Le Code électoral fixait l’ouverture de la campagne officielle à samedi pour les deux scrutins. Pour la présidentielle, 17 candidats sont en lice, dont M. Touadéra, outsider élu par surprise au second tour en 2016. Parmi les 16 autres candidats figurent notamment deux anciens Premier ministres, Anicet-Georges Dologuélé et Martin Ziguélé.

M. Touadéra doit tenir son premier meeting de campagne dans la journée à Bangui, capitale d’un pays qui pointait fin 2018 au 188e rang mondial sur 189 de l’Indice de développement humain de l’ONU. Et où 71% de la population vit en dessous du seuil international de pauvreté (moins d’1,60 euro par jour).

La Cour constitutionnelle a invalidé le 3 décembre la candidature de M. Bozizé, au motif qu’il est poursuivi dans son pays notamment pour «assassinats» et «tortures» et sous le coup de sanctions de l’ONU qui lui reproche d’avoir soutenu depuis son exil la contre-insurrection de milices dites anti-balaka.

Casques bleus

La Centrafrique a été ravagée par les combats après qu’une coalition de groupes armés à dominante musulmane, la Séléka, a renversé M. Bozizé en 2013. Les affrontements entre Séléka et milices anti-balaka, majoritairement chrétiennes et animistes, ont fait ensuite des milliers de morts. L’ONU a accusé en 2015 les deux camps de crimes de guerre et contre l’Humanité.

Les violences ont considérablement baissé notamment après un accord de paix en février 2019 entre 14 groupes armés et le gouvernement de M. Touadéra mais les milices, ex-Séléka, ex-anti-balaka ou autres, continuent sporadiquement de s’en prendre aux civils, même si les motifs de ces exactions sont aujourd’hui bien davantage crapuleux que communautaristes. Les groupes armés se disputent notamment le contrôle des ressources du pays, bétail et minerais principalement.

La Mission des Nations unies en Centrafrique (Minusca), forte de 11.500 Casques bleus, va déployer un important dispositif pour assurer la sécurité du vote.

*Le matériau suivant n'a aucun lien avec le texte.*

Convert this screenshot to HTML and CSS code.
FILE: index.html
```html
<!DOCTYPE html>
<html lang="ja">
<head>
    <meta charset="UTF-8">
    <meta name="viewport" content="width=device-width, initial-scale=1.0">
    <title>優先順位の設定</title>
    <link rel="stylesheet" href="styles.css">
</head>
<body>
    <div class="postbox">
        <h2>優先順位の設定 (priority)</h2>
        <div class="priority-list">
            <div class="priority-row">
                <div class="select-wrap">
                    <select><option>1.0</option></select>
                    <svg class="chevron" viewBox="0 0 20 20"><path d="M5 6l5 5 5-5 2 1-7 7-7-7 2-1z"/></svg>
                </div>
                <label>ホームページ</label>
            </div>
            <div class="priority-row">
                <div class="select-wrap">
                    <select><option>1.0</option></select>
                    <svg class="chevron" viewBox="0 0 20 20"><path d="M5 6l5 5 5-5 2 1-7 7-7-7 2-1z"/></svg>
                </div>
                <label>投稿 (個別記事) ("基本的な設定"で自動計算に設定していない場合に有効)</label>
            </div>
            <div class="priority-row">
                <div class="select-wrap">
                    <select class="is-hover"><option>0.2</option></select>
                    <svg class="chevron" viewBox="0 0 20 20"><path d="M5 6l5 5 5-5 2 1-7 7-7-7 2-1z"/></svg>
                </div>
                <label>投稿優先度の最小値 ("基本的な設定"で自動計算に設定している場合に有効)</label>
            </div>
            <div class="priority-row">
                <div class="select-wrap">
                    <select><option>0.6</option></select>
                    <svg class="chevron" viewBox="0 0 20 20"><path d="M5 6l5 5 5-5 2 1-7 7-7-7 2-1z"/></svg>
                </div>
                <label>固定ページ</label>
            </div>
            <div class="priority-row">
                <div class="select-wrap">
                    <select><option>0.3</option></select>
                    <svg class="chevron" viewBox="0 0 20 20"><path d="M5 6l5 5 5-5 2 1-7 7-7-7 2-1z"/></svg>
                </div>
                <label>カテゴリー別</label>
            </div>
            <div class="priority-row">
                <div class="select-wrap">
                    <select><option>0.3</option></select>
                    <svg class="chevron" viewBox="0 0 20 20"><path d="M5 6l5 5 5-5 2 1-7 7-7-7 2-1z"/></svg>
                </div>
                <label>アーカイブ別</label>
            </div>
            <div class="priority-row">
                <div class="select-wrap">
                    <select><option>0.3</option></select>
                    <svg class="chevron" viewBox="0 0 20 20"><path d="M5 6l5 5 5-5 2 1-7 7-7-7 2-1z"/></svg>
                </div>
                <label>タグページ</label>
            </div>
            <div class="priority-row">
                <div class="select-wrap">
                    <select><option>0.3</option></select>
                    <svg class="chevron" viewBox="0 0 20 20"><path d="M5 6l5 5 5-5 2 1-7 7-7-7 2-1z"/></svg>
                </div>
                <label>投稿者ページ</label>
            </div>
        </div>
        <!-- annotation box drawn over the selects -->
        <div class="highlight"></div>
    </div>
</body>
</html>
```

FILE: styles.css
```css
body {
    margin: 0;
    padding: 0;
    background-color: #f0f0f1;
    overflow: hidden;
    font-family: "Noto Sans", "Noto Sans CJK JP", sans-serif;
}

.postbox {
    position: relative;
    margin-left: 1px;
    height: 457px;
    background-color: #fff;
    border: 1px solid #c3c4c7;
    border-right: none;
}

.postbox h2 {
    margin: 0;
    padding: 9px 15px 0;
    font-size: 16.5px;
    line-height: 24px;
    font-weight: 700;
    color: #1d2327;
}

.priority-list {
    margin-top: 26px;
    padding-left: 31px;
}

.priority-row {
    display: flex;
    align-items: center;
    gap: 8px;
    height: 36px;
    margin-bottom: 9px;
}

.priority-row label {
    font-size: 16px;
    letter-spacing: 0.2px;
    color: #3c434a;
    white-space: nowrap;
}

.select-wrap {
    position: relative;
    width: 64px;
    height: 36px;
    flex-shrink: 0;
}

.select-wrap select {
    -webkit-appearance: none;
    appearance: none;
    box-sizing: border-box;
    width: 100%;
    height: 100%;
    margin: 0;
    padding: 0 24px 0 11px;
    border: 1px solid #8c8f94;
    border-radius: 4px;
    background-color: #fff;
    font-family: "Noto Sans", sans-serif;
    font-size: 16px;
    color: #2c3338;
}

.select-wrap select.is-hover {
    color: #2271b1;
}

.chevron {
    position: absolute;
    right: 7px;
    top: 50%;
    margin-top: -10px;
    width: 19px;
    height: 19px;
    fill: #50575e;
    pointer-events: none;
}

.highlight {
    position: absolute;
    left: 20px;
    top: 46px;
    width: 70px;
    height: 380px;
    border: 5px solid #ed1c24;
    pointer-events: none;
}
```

Y-a-t-il un risque d’embrasement?

Les observateurs nationaux et internationaux situent ce risque plutôt après les élections qu’avant ou pendant. La population reste peu politisée et, même si des contestations violentes des résultats ne sont pas à exclure, surtout dans la capitale aux réactions de rue potentiellement éruptives, l’hypothèse de manifestations d’ampleur est jugée peu probable par les diplomates et les politologues. A fortiori depuis que la Russie a livré une vingtaine de blindés anti-émeute.

Aujourd’hui, c’est plutôt François Bozizé qui cristallise les inquiétudes. Le camp Touadéra accuse ce putschiste récidiviste, de 1983 jusqu’à sa prise du pouvoir en 2003, de vouloir tenter un nouveau coup de force. Depuis l’invalidation de sa candidature, ce général à la retraite est parti en brousse, dans un de ses fiefs du Nord-Ouest, où il demeure très populaire. C’est aussi un important foyer de milices qui lui sont restées fidèles et il pourrait être tenté de recruter des hommes, redoutent des diplomates et des ONG.

«Mais il serait assez mal calculé pour Bozizé de tenter quelque chose avant les élections, et de se mettre toute la communauté internationale sur le dos», tempère Thierry Vircoulon, spécialiste de l’Afrique centrale et australe pour l’International Crisis Group (ICG). Pour lui comme d’autres spécialistes du pays, c’est dans les mois qui suivent les élections que les risques d’embrasement seront les plus grands.